Korean BBQ comes with banchan (side dishes). These side dishes are expected with Korean BBQ meals. There are very high expectations and snobbery in the Korean BBQ community surrounding the quality and abundance of these side show dishes. On a side note, these are often barely touched even though a big fuss is made about them.
- House Made Kimchi – The kimchi has a medium kick and was full of flavor.
- Bean Sprouts – These were nothing special, although they served as a palate cleanser between meats
- Soy Bean Stew – This is essentially Korean vegetable soup made from a soy bean broth and loaded with chunky vegetables. Our waitress told me “it will make me nice and strong, even more than you already are.” I liked her right away.
- Fish Cakes – Apparently fish cakes are fairly standard fare for Banchan at Korean BBQ. These tasted excellent and had a very mellow flavor.
- Pumpkin – The pumpkin mash was a nice way to clean out the palate and finish off the meal.
- Some tasty fried and leathered noodles – I have no idea what these are called, but I did not care for them.

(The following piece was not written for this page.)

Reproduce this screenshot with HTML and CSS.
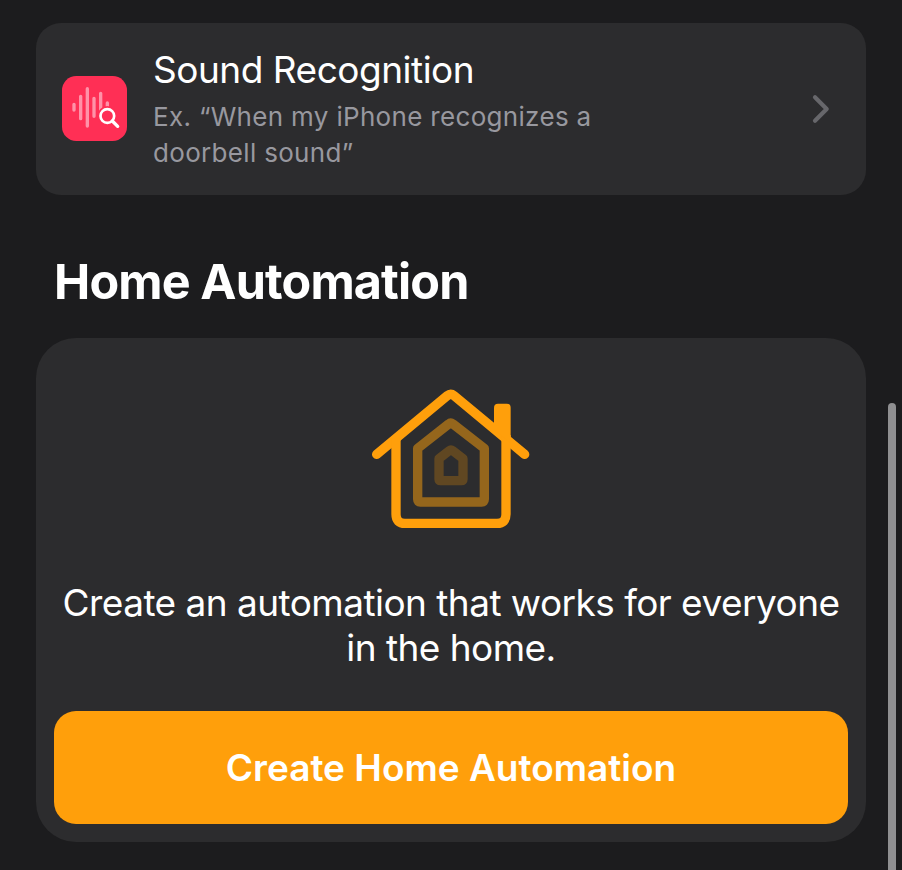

- Something Extra we ordered – Steamed Egg– Yummy! It was fluffy and delicious. I am an egg whore, so these steamed eggs where right up my alley.
My Final Thoughts on Corea Kalbi
This was my first visit to a Korean BBQ restaurant and from the eyes of this novice, I was extremely impressed with Corea Kalbi. My friend who joined me said that he actually really enjoyed this restaurant and that he thinks it competes with some of his favorites in Monterey Park. “It wasn’t my favorite, but I was very impressed by the quality of meat, sides, and service.” Now that I broke my AYCE Korean BBQ cherry, expect more posts about Orange County Korean BBQ restaurants.